Friends of the Nonverbal Communication Blog, this week we present the paper “Non-Verbal Communication and Management of Interactive Conflict in School-based violence: a Sociological Perspective” by Iyekolo, A. O. (2020), in which the author makes a revision about the problems of not paying attention to nonverbal cues of students and teachers.

We all know that school is a projection of society in a small version, actually.

In the end, it is still an environment in which people of diverse origins and socio-economic orientations come together, in order to acquire knowledge and social skills.

Social interaction would be the method through which people in any environment (although we are referring to the school in this case) creates relationships and exchange ideas, using both verbal and nonverbal language.

Language is so important precisely because it is the main tool of social interaction. Humans, animals, and even plants seem to have ways of communicating their state through its use.

And it is important both in its verbal and nonverbal manifestation. When the author talks about nonverbal communication, he refers to facial expressions, gestures, body movement and physical appearance, in addition to prosody, proxemics, artifacts, and so on.

In many cases, a large part of the nonverbal communication of the school environment is underestimated when actually it has a very important role in the correct development of life in the center. It is used constantly. In fact, social interaction and academic activities may not generate the expected benefits when nonverbal messages are not used properly, even school violence may appear.
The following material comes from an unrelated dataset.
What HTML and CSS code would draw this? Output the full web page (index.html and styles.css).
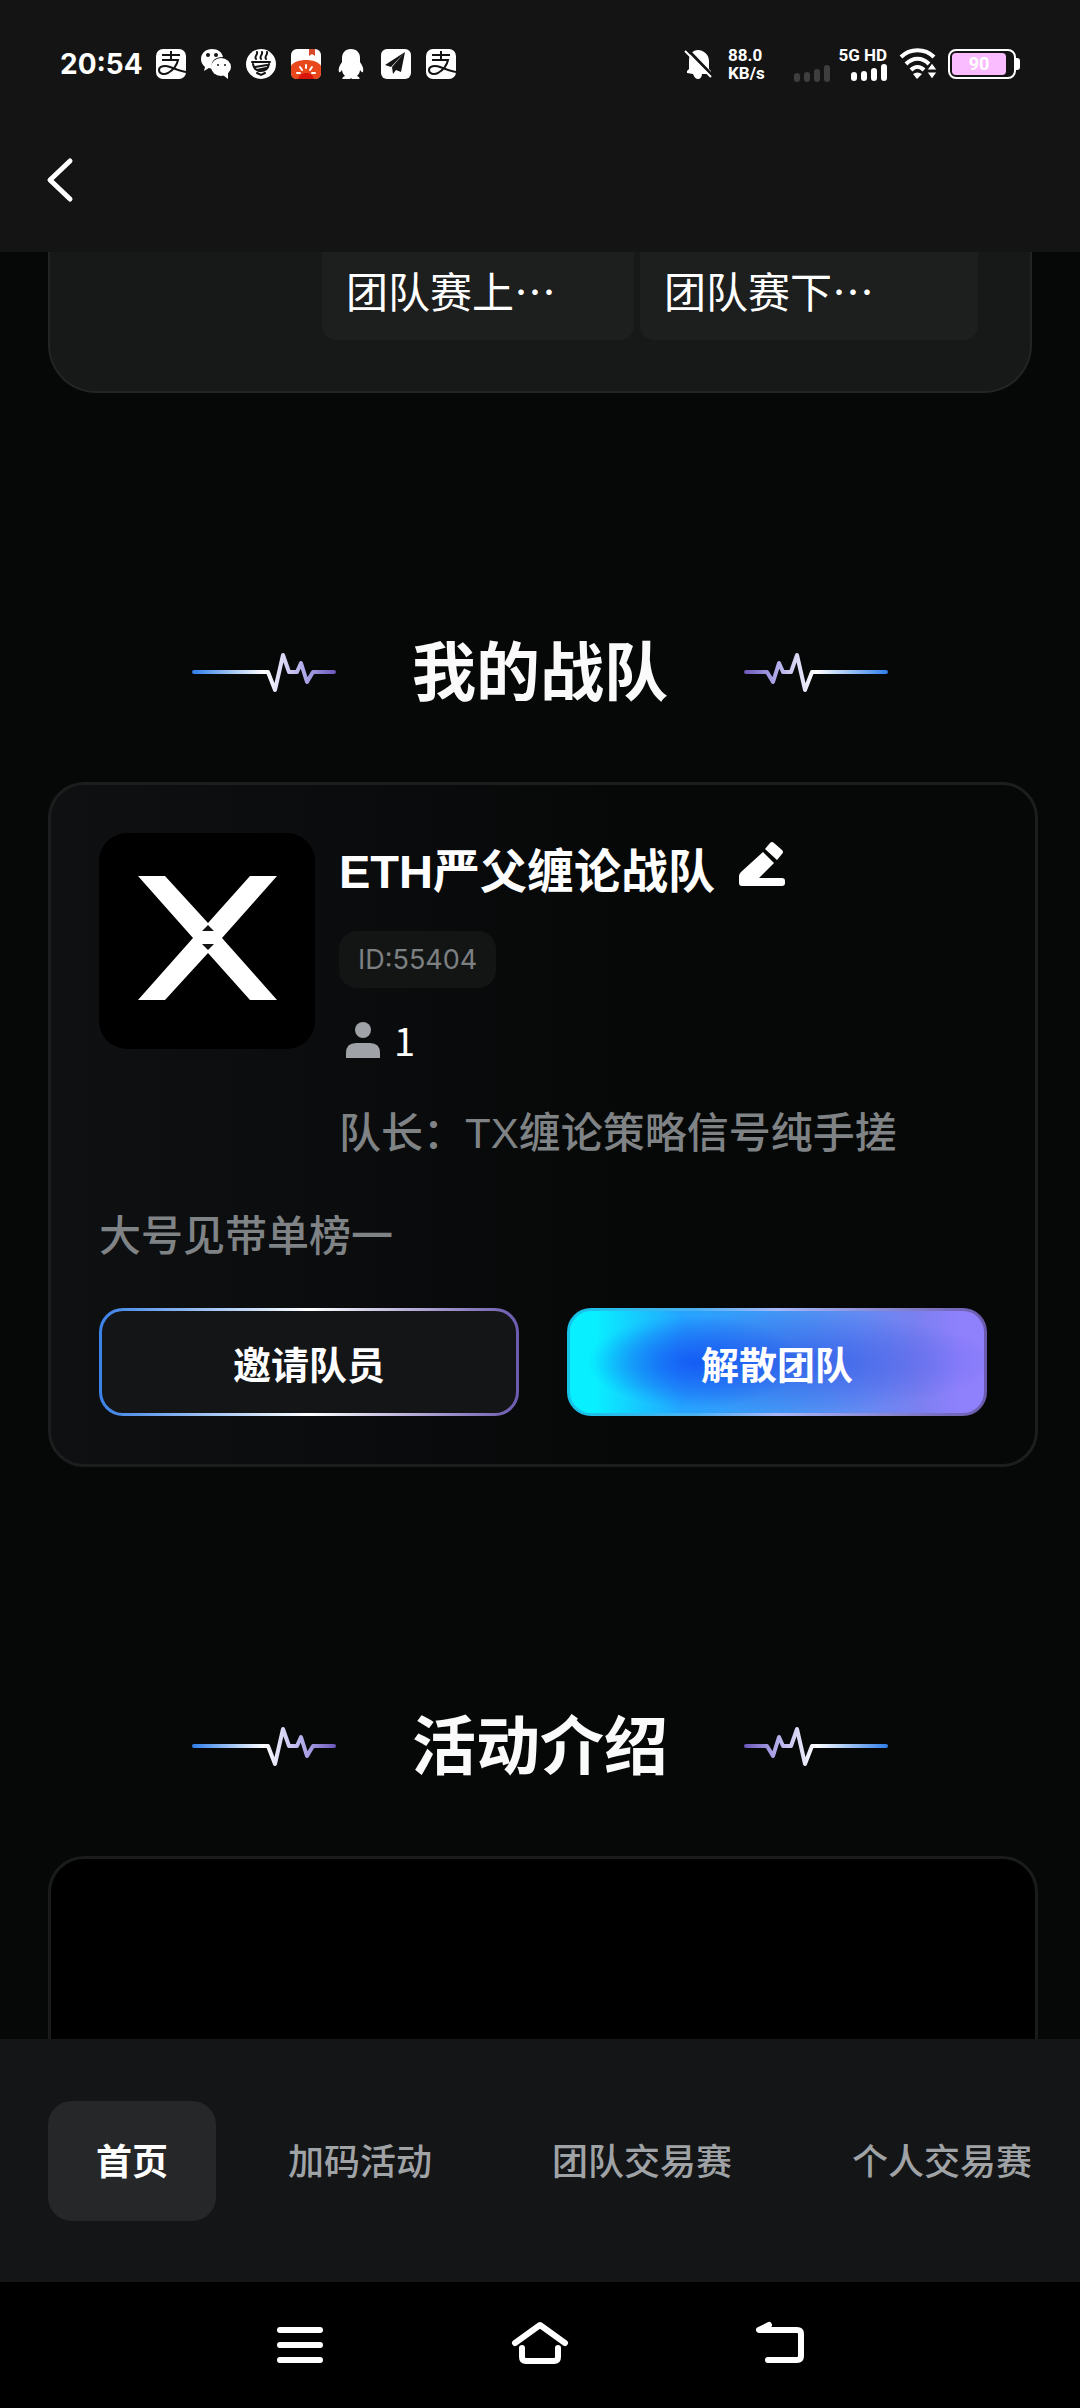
FILE: index.html
```html
<!DOCTYPE html>
<html lang="zh-CN">
<head>
<meta charset="utf-8">
<meta name="viewport" content="width=device-width, initial-scale=1">
<title>我的战队</title>
<link rel="stylesheet" href="styles.css">
</head>
<body>
<svg class="defs" width="0" height="0" aria-hidden="true">
  <defs>
    <linearGradient id="pulse-stroke" gradientUnits="userSpaceOnUse" x1="0" y1="0" x2="144" y2="0">
      <stop offset="0" stop-color="#2f7de8"/>
      <stop offset=".5" stop-color="#ffffff"/>
      <stop offset=".8" stop-color="#a9a2e6"/>
      <stop offset="1" stop-color="#6a55b8"/>
    </linearGradient>
    <symbol id="pulse" viewBox="0 0 144 48">
      <path d="M2 23H76L83 41L91 6L97 23H105L109 14L115 33L121 23H142" fill="none" stroke="url(#pulse-stroke)" stroke-width="4" stroke-linecap="round" stroke-linejoin="round"/>
    </symbol>
    <symbol id="pay" viewBox="0 0 30 30">
      <rect width="30" height="30" rx="7" fill="#fff"/>
      <path d="M6 6H24M15 2V11M6 11H22C21 16 17 21 12 24C8 26 3 25 3 21C3 17 9 16 14 18C19 20 24 22 30 23" fill="none" stroke="#141414" stroke-width="2"/>
    </symbol>
  </defs>
</svg>
<div class="screen">
  <header class="top">
    <div class="status">
      <time class="clock">20:54</time>
      <div class="apps">
        <svg width="30" height="30"><use href="#pay"/></svg>
        <svg width="30" height="30" viewBox="0 0 30 30">
          <path d="M11 0C5 0 0 4 0 10C0 14 2 16 4 18L3 22L8 19L11 20C9 12 14 8 22 8C21 3 17 0 11 0Z" fill="#fff"/>
          <ellipse cx="20" cy="18" rx="10" ry="9" fill="#fff"/>
          <path d="M22 26L27 30V24Z" fill="#fff"/>
          <g fill="#141414"><circle cx="7" cy="6" r="2"/><circle cx="15" cy="6" r="2"/><circle cx="17" cy="16" r="1"/><circle cx="24" cy="16" r="1"/></g>
        </svg>
        <svg width="30" height="30" viewBox="0 0 30 30">
          <circle cx="15" cy="15" r="15" fill="#fff"/>
          <path d="M10 10C8 7 12 6 11 3M15 10C13 7 17 6 16 3M20 10C18 7 22 6 21 3M6 13H24M7 15C8 20 11 22 15 22S22 20 23 15M9 18L21 16M11 21L20 19M11 24L15 26L19 24" fill="none" stroke="#141414" stroke-width="2" stroke-linecap="round"/>
        </svg>
        <svg width="30" height="30" viewBox="0 0 30 30">
          <rect width="30" height="30" rx="6" fill="#fff"/>
          <path d="M18 0H24V7L21 5L18 7Z" fill="#d8492c"/>
          <path d="M0 17C4 9 26 9 30 17V24Q30 30 24 30H6Q0 30 0 24Z" fill="#e8481c"/>
          <path d="M7 30C9 22 21 22 23 30Z" fill="#d8150c"/>
          <path d="M15 16V19M9 18L11 21M21 18L19 21M6 24H9M21 24H24" stroke="#fff" stroke-width="2" stroke-linecap="round"/>
        </svg>
        <svg width="30" height="30" viewBox="0 0 30 30">
          <path d="M15 0C9 0 6 4 6 9V13C4 16 2 19 3 23C4 24 5 22 6 21C6 24 8 26 9 27C6 28 6 30 7 30H14L15 29L16 30H23C24 30 24 28 21 27C22 26 24 24 24 21C25 22 26 24 27 23C28 19 26 16 24 13V9C24 4 21 0 15 0Z" fill="#fff"/>
        </svg>
        <svg width="30" height="30" viewBox="0 0 30 30">
          <rect width="30" height="30" rx="6" fill="#fff"/>
          <path d="M24 3L4 16L10 18Z M24 3L11 18L12 25L15 21L20 23Z" fill="#141414"/>
        </svg>
        <svg width="30" height="30"><use href="#pay"/></svg>
      </div>
      <div class="system">
        <svg class="bell" width="30" height="30" viewBox="0 0 30 30">
          <path d="M3 24V22L5 20V12C5 5 9 1 14 1S25 5 25 12V20L27 22V25H18C18 28 16 30 14 30S10 28 9 25Z" fill="#fff"/>
          <path d="M2 -1L29 27" stroke="#141414" stroke-width="3"/>
          <path d="M1 2L27 28" stroke="#fff" stroke-width="2"/>
        </svg>
        <div class="speed"><span>88.0</span><span>KB/s</span></div>
        <svg class="sim sim-off" width="36" height="17" viewBox="0 0 36 17">
          <path d="M3 11V14M13 10V14M23 7V14M33 3V14" stroke="#3e3e3e" stroke-width="6" stroke-linecap="round"/>
        </svg>
        <div class="net">
          <span>5G HD</span>
          <svg class="sim" width="36" height="17" viewBox="0 0 36 17">
            <path d="M3 11V14M13 10V14M23 7V14M33 3V14" stroke="#fff" stroke-width="6" stroke-linecap="round"/>
          </svg>
        </div>
        <svg class="wifi" width="38" height="30" viewBox="0 0 38 30">
          <path d="M2 8C11 -1 26 -1 35 8M7 15C14 8 23 8 30 15M12 21C16 17 21 17 25 21" fill="none" stroke="#fff" stroke-width="4"/>
          <path d="M14 25L18 30L23 25C20 23 17 23 14 25Z" fill="#fff"/>
          <path d="M33 14L38 21H28ZM33 30L38 23H28Z" fill="#fff" stroke="#141414"/>
        </svg>
        <div class="battery"><span class="level">90</span></div>
      </div>
    </div>
    <button class="back" type="button" aria-label="返回">
      <svg width="28" height="44" viewBox="0 0 28 44"><path d="M24 3L4 22L24 41" fill="none" stroke="#fff" stroke-width="5" stroke-linecap="round" stroke-linejoin="round"/></svg>
    </button>
  </header>

  <main class="content">
    <section class="schedule">
      <div class="stage">团队赛上⋯</div>
      <div class="stage stage-wide">团队赛下⋯</div>
    </section>

    <div class="heading">
      <svg width="144" height="48"><use href="#pulse"/></svg>
      <h2>我的战队</h2>
      <svg class="flip" width="144" height="48"><use href="#pulse"/></svg>
    </div>

    <section class="team">
      <div class="profile">
        <svg class="avatar" viewBox="0 0 216 216" role="img" aria-label="X">
          <rect width="216" height="216" fill="#000"/>
          <path d="M39 43H66L109 90L151 43H178L123 105L178 167H151L109 120L66 167H39L94 105Z" fill="#fff"/>
          <path d="M103 98L109 92L115 98ZM103 111L109 117L115 111Z" fill="#141414"/>
        </svg>
        <div class="info">
          <div class="name-row">
            <h3>ETH严父缠论战队</h3>
            <button class="edit" type="button" aria-label="编辑">
              <svg width="46" height="46" viewBox="0 0 46 46"><path d="M24 11L35 22L20 37H43Q46 37 46 40V42Q46 45 43 45H3Q0 45 0 42V35Q0 33 2 31ZM31 2Q33 0 35 2L43 9Q45 11 43 13L38 19L26 8Z" fill="#fff"/></svg>
            </button>
          </div>
          <span class="team-id">ID:55404</span>
          <div class="members">
            <svg width="34" height="36" viewBox="0 0 34 36"><circle cx="17" cy="8" r="8" fill="#9fa2a6"/><path d="M0 36V31Q0 21 10 21H24Q34 21 34 31V36Q34 36 32 36H2Z" fill="#9fa2a6"/></svg>
            <span>1</span>
          </div>
          <p class="captain">队长：TX缠论策略信号纯手搓</p>
        </div>
      </div>
      <p class="slogan">大号见带单榜一</p>
      <div class="actions">
        <button class="btn invite" type="button">邀请队员</button>
        <button class="btn disband" type="button">解散团队</button>
      </div>
    </section>

    <div class="heading">
      <svg width="144" height="48"><use href="#pulse"/></svg>
      <h2>活动介绍</h2>
      <svg class="flip" width="144" height="48"><use href="#pulse"/></svg>
    </div>

    <section class="intro"></section>
  </main>

  <nav class="tabs">
    <a class="tab active" href="#home">首页</a>
    <a class="tab" href="#bonus">加码活动</a>
    <a class="tab" href="#team">团队交易赛</a>
    <a class="tab" href="#solo">个人交易赛</a>
  </nav>

  <footer class="keys">
    <button type="button" aria-label="最近任务">
      <svg width="48" height="44" viewBox="0 0 48 44"><path d="M4 7H44M4 22H44M4 37H44" stroke="#fff" stroke-width="6" stroke-linecap="round"/></svg>
    </button>
    <button type="button" aria-label="主页">
      <svg width="58" height="44" viewBox="0 0 58 44"><path d="M4 20L29 2L54 20M11 25V34Q11 38 15 38H43Q47 38 47 34V25" fill="none" stroke="#fff" stroke-width="6" stroke-linecap="round" stroke-linejoin="round"/></svg>
    </button>
    <button type="button" aria-label="后退">
      <svg width="50" height="44" viewBox="0 0 50 44"><path d="M14 2L4 7H42Q46 7 46 11V33Q46 37 42 37H13" fill="none" stroke="#fff" stroke-width="6" stroke-linecap="round" stroke-linejoin="round"/></svg>
    </button>
  </footer>
</div>
</body>
</html>
```

FILE: styles.css
```css
* { box-sizing: border-box; }

body {
  margin: 0;
  background: #060808;
  color: #fff;
  font-family: "Liberation Sans", "Noto Sans CJK SC", sans-serif;
}

h2, h3, p { margin: 0; }
svg { display: block; flex: none; overflow: visible; }
.defs { position: absolute; }

button {
  padding: 0;
  border: 0;
  background: none;
  color: inherit;
  font: inherit;
}

.screen {
  display: flex;
  flex-direction: column;
  height: 100vh;
}

/* Status bar and page header */
.top {
  flex: none;
  height: 252px;
  background: #141414;
}

.status {
  display: flex;
  align-items: center;
  height: 128px;
  padding: 0 64px 0 60px;
}

.clock {
  width: 96px;
  font: 700 28px/32px Inter, sans-serif;
}

.apps {
  display: flex;
  gap: 15px;
}

.system {
  display: flex;
  align-items: center;
  margin-left: auto;
  font-family: Roboto, sans-serif;
  font-weight: 700;
}

.speed {
  display: flex;
  flex-direction: column;
  width: 38px;
  margin: 0 28px 0 14px;
  font-size: 17px;
  line-height: 18px;
}

.sim-off { align-self: flex-end; }

.net {
  display: flex;
  flex-direction: column;
  align-items: flex-end;
  width: 48px;
  margin: 0 12px 0 9px;
  font-size: 17px;
  line-height: 17px;
  white-space: nowrap;
}

.battery {
  position: relative;
  width: 68px;
  height: 30px;
  margin-left: 11px;
  padding: 2px;
  border: 2px solid #fff;
  border-radius: 8px;
}

.battery::after {
  content: "";
  position: absolute;
  top: 7px;
  right: -6px;
  width: 4px;
  height: 12px;
  border-radius: 0 3px 3px 0;
  background: #fff;
}

.level {
  display: block;
  width: 54px;
  border-radius: 4px;
  background: #fbbcff;
  font-size: 18px;
  line-height: 22px;
  text-align: center;
}

.back { margin: 30px 0 0 46px; }

.content {
  flex: 1;
  min-height: 0;
  overflow: hidden;
  padding: 0 42px 0 48px;
}

.schedule {
  display: flex;
  justify-content: flex-end;
  gap: 6px;
  margin-right: 6px;
  padding: 0 52px 51px 0;
  border: 2px solid #232525;
  border-top: 0;
  border-radius: 0 0 48px 48px;
  background: #171818;
}

.stage {
  width: 312px;
  height: 88px;
  padding: 8px 24px;
  border-radius: 0 0 14px 14px;
  background: #1d1e1e;
  font: 400 42px/60px "Noto Sans CJK SC", sans-serif;
}

.stage-wide { width: 338px; }

.heading {
  display: flex;
  justify-content: center;
  align-items: center;
  gap: 76px;
  height: 96px;
  margin: 232px 0 61px;
  padding-right: 6px;
}

.heading h2 {
  font-size: 64px;
  font-weight: 700;
  line-height: 96px;
  color: #fafafa;
}

.flip { transform: scaleX(-1); }

.team {
  padding: 48px;
  border: 3px solid #1c1e1e;
  border-radius: 36px;
  background: linear-gradient(90deg, #0e1012, #060808 60%);
}

.profile {
  display: flex;
  gap: 24px;
}

.avatar {
  width: 216px;
  height: 216px;
  border-radius: 28px;
  overflow: hidden;
}

.info {
  display: flex;
  flex: 1;
  flex-direction: column;
  align-items: flex-start;
}

.name-row {
  display: flex;
  align-items: center;
  gap: 24px;
  height: 78px;
}

.name-row h3 {
  font-size: 47px;
  font-weight: 700;
  line-height: 78px;
}

.edit { margin-bottom: 16px; }

.team-id {
  margin-top: 20px;
  padding: 1px 19px 0;
  border-radius: 18px;
  background: #131515;
  color: #7d8082;
  font-family: Inter, sans-serif;
  font-size: 27px;
  line-height: 56px;
}

.members {
  display: flex;
  align-items: center;
  gap: 14px;
  height: 56px;
  margin: 24px 0 0 7px;
  font: 400 38px/56px "Noto Sans CJK SC", sans-serif;
}

.captain, .slogan {
  color: #7f8385;
  font-size: 42px;
  font-weight: 500;
  line-height: 62px;
}

.captain { margin-top: 35px; }
.slogan { margin-top: 41px; }

.actions {
  display: grid;
  grid-template-columns: 1fr 1fr;
  gap: 48px;
  margin-top: 40px;
}

.btn {
  height: 108px;
  border: 3px solid transparent;
  border-radius: 24px;
  font-size: 38px;
  font-weight: 700;
}

.invite {
  background:
    linear-gradient(#141517, #141517) padding-box,
    linear-gradient(90deg, #3b82e8, #fff 50%, #6b5aae) border-box;
}

.disband {
  background:
    radial-gradient(ellipse 26% 46% at 30% 50%, rgba(15, 80, 245, .75), rgba(15, 80, 245, 0)) padding-box,
    radial-gradient(ellipse 48% 50% at 54% 50%, rgba(40, 70, 225, .6), rgba(40, 70, 225, 0)) padding-box,
    linear-gradient(90deg, #08f0ff 6%, #24a4ff 27%, #4a94f4 55%, #7b80f0 84%, #8f80fc 94%) padding-box,
    linear-gradient(90deg, #14c4e8, #4ab0f0 30%, #a8b8f8 50%, #6b5aae) border-box;
}

.intro {
  height: 480px;
  border: 3px solid #1a1c1c;
  border-radius: 36px;
  background: #000;
}

/* Page tabs */
.tabs {
  display: flex;
  flex: none;
  align-items: center;
  gap: 24px;
  height: 243px;
  padding-left: 48px;
  overflow: hidden;
  background: #141517;
}

.tab {
  flex: none;
  padding: 4px 48px 0;
  border-radius: 24px;
  color: #a0a3a6;
  font-size: 36px;
  font-weight: 500;
  line-height: 116px;
  text-decoration: none;
}

.tab.active {
  background: #262729;
  color: #fff;
  font-weight: 700;
}

/* System keys */
.keys {
  display: flex;
  flex: none;
  justify-content: center;
  align-items: center;
  height: 126px;
  background: #000;
}

.keys button {
  display: flex;
  justify-content: center;
  width: 240px;
}
```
Interactive conflicts occur. They happen when the academic and social interactions of school personnel and students become negative and dysfunctional. That is, the interaction between staff and students cannot lead them towards the achievement of the proposed objectives if there is a communication breakdown.

The author, in this article, presents from a sociological perspective how poor verbal and nonverbal communication can affect the relationship between students, teachers and the school, and how interaction conflicts can arise if the messages are not well decoded or they are underestimated by figures of power.

The author explains, firstly, the theory of labeling and the theory of self-fulfilling prophecies, which he considers important for the development of the paper.

Labeling theory says that people are assigned a label based on what they do, say, and how they appear. Therefore, the appearance of a person can be enough to label him/her as deviant, conformist, a delinquent, obedient, and so on. According to the experts who support this theory, if it is a figure of power the one that assigns the label (parents, teachers, etc.), there is a tendency for labeled people to see themselves as such and act accordingly.

Teachers’ interactions with students will be influenced by the label or definition of the student’s behavior, which is verbally and nonverbally communicated. Teachers can, for example, give more encouragement to those students they consider brilliant. This will cause that student’s self-concept to be shaped by the teacher’s expectations, seeing himself/herself as, brilliant, boring, or passive (in other cases), acting accordingly. This would be the theory of self-fulfilling prophecies applied to this context.

That is why a good understanding of communication, verbal and nonverbal, of students and teachers is so important.

The author highlights several nonverbal cues to which he considers that teachers should pay special attention.

Artifacts are nonverbal communication items consisting of clothing, makeup, glasses, accessories, jewelry, and so on. They are elements of the person’s appearance. Efforts are made in the school environment to unify these artifacts through policies such as wearing a uniform. In this way, they try to eliminate negative impressions, segregation, or inequalities, and instill discipline. But equally, if we take a close look at the students and teachers, we can still infer a few things about their person.

For example, a student can communicate through this way his disposition towards a certain youth subculture. It can also reflect his/her sense of discipline or his/her willingness to engage in a violent act. The way students roll up their sleeves, where they put their belts or pants, the level at which the shirt is buttoned… can say a lot about them.

Prosody is also a very interesting aspect. We refer to the voice, volume, rate of speech, pauses or sighs of the speaker. It can provide a rich source of information for the teacher, heads of studies, and all school staff who want to avoid violence in it.

Prosody can represent the temperament of students and teaching staff. Teachers can decode what a student’s level of aggressiveness is through prosody; just like school administrators can decode how their employees handle their emotions at school.

This channel informs listeners nonverbally about the emotional needs of the speaker. The teacher can detect if a student or another teacher is emotionally stable simply by listening to them speak.

We also have proxemics, which is the use of social and personal space when we are communicating. The way the student sits, moves his/her hands, his/her face, can show his/her interest in what he/she is listening to. Thus, the teacher can assess the eagerness of his students to, for example, learn.

The fact that schools do not correctly decode a series of nonverbal messages within their environments can generate conflicts and violence in them.

Unread negative nonverbal messages can cause conflicts that hinder social interaction. Many students are isolated and harassed at school because they do not integrate in the school as the others.

Unfortunately, a student can be very quiet, reserved and passive in class, not because that is his/her personality, but because he/she finds it difficult to place himself/herself among his/her peers. A teacher who is not aware of this may misclassify the student as passive and therefore neglect him/her. In addition, it could affect the student’s self-concept.

The conclusion we get is that nonverbal elements cannot be ignored in school and they need the same attention as verbal ones. This type of communication can improve the well-being of students and teachers and, as such, resources should be dedicated to its study.